The happiness of a man in this life does not consist in the absence but in the mastery of his passions. -Alfred Lord Tennyson
I think discipline may start with things we are passionate about and carry over into other areas of our life. That’s probably why it’s hard to find in places where we are not passionate, but perhaps need it the most. When we are passionate about something, it feels relatively natural to find ways to improve and do more of whatever it is we love. There is an intrinsic motivation to push on and excel. Adding further discipline only adds fuel to the fire.
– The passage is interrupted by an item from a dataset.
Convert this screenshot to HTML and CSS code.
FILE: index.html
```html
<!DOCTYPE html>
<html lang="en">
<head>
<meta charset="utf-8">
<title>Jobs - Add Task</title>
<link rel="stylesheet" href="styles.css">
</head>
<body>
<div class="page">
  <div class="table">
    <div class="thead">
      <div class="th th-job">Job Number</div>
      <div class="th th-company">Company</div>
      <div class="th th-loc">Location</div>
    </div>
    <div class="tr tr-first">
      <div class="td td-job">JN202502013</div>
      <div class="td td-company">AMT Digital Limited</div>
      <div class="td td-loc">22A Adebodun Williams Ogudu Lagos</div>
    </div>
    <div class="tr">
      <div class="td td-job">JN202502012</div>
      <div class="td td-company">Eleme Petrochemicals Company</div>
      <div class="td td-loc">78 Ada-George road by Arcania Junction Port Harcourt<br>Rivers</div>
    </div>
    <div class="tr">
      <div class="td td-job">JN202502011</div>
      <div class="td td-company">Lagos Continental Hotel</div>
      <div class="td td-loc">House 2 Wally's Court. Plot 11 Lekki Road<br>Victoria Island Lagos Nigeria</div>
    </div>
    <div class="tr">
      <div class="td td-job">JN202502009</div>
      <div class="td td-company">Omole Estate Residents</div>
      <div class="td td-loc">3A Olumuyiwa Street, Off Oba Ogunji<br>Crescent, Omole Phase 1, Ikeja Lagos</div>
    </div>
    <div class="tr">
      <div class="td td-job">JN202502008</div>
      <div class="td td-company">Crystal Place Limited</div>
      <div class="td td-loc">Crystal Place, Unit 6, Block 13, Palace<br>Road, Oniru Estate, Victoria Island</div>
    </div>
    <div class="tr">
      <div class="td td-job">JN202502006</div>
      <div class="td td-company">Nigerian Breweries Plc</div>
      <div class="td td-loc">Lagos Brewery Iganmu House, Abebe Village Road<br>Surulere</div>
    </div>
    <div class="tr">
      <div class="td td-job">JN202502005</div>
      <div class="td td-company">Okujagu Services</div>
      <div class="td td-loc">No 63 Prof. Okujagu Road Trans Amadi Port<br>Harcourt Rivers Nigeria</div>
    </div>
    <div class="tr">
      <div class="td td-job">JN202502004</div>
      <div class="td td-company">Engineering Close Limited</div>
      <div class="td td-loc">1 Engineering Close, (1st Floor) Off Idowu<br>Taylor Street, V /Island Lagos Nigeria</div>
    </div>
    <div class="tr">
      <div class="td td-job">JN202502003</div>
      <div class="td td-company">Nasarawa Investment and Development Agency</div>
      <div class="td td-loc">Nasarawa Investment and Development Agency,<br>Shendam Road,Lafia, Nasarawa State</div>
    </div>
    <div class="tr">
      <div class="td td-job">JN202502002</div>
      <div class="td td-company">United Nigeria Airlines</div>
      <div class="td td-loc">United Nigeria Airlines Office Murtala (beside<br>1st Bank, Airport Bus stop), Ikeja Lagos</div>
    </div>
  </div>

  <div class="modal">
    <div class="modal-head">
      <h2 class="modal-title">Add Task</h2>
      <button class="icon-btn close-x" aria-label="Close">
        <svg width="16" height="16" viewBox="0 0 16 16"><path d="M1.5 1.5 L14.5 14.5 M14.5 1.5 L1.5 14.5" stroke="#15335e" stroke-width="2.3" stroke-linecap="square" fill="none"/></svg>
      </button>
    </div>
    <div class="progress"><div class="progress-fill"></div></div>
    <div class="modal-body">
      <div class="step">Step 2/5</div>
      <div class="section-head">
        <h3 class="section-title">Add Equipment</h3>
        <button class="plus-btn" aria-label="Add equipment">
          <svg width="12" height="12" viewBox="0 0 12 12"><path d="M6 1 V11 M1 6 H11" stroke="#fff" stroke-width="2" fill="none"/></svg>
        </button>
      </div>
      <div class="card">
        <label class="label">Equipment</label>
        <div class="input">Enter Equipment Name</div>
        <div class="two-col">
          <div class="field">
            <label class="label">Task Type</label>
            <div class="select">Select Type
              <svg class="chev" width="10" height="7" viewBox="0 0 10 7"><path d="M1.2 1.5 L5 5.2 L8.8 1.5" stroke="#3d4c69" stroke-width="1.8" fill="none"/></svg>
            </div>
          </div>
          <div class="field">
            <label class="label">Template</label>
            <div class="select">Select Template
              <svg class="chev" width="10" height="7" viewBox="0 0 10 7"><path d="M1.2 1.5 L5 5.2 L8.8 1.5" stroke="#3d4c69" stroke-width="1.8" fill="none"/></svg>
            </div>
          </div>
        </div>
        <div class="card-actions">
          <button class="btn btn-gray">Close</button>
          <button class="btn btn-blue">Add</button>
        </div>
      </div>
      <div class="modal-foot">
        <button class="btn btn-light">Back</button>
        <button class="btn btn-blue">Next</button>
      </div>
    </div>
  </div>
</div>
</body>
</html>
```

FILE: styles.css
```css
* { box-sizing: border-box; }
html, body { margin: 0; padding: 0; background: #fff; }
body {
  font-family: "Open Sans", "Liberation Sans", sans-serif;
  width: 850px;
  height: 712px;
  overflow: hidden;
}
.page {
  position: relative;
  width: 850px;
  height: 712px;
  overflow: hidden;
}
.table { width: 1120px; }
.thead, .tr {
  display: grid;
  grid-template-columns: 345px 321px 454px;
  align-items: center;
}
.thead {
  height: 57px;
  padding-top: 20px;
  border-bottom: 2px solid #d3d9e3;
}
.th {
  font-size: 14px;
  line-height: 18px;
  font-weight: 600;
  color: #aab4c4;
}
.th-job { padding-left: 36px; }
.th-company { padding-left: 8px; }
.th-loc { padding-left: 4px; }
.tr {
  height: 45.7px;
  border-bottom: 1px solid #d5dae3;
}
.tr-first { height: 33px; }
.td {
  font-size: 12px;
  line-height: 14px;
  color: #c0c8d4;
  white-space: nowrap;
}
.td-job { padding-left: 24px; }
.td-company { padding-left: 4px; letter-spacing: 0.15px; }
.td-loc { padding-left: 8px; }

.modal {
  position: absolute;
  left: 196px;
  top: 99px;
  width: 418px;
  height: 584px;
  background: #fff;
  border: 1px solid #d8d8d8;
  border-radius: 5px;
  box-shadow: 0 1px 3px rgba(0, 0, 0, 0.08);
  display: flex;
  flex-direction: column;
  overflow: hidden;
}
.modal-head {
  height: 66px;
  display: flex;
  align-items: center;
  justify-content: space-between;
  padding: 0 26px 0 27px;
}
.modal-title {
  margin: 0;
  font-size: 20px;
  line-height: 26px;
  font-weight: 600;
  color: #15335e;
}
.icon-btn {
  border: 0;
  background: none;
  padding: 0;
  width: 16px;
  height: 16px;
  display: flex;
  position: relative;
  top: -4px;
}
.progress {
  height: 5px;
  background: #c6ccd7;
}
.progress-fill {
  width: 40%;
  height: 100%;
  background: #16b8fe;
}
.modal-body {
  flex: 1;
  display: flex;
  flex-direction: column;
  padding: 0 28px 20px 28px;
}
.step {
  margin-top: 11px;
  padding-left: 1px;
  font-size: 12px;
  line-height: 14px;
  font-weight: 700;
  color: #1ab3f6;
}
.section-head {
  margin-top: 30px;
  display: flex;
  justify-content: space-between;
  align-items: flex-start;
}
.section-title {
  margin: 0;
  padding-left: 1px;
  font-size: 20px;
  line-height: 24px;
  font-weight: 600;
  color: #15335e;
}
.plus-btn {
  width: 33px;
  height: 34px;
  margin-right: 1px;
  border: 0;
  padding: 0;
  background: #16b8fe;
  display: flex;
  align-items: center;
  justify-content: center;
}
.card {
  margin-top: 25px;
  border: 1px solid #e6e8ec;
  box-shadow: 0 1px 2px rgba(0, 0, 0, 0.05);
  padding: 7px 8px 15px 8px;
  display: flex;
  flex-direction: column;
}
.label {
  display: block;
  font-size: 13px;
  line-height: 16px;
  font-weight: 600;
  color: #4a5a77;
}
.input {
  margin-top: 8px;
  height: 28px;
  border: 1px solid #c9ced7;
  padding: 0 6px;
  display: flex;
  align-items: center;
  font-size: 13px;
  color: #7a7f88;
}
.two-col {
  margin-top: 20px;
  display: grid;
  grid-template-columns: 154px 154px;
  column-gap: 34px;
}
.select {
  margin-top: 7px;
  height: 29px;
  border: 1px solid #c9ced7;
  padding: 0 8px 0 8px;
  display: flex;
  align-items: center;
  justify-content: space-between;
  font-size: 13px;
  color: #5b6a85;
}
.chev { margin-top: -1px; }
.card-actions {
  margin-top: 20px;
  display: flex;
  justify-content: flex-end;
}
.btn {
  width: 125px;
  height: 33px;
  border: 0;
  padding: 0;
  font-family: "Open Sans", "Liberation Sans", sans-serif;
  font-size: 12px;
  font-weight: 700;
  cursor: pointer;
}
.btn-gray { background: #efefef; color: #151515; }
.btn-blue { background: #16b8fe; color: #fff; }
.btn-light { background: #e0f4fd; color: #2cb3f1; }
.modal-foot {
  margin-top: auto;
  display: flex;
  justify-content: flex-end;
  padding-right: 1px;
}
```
The funny thing is, the more that you push on that passion, the more it begins to carry over into your daily life. For example, my passion is Powerlifting. There is something about being able to move massive amounts of iron that I love. It’s part physical, part problem solving, part discipline. And as I push harder at it, I find that I need to do things like changing my diet in order to excel at the thing that I love. While it is no mystery how eating might affect strength, eating is nevertheless a peripheral activity to my training. It’s something that is integral to the rest of my life as well. So the added discipline of changing my eating habits is driven by my lifting, but it carries over into other activities that are not directly related to lifting.
Now, if you had asked me to change my eating habits outside the context of lifting there would be a very different result. While I might agree with you that improving my dietary habits would be healthy, frankly summing up some sort of real passion for the idea would be a strain at best. You see, like many people, I’ve been down the diet road before. And it never really works out because I really have no passion for eating well by itself. Don’t get me wrong, eating well makes you feel good, but I have no passion for that. Let’s face it, eating cheesecake feels darn good too. So as a result, diet for diet’s sake has never worked out for me.
On the other hand, if I need to lose weight for conditioning, that is a different matter. If, for example, I have to lose weight in order to qualify for a weight class at a competition, then all of a sudden I’m powerfully motivated to eat differently (or not at all). Suddenly I find the dietary discipline that I never had before. Why? Because it’s tied to something that I’m passionate about.
It strikes me that if we follow our passions we may find that the more they bleed into the rest of our lives, the more we can take advantage of their benefits: discipline, creativity, improvement, and so on. So where is your passion?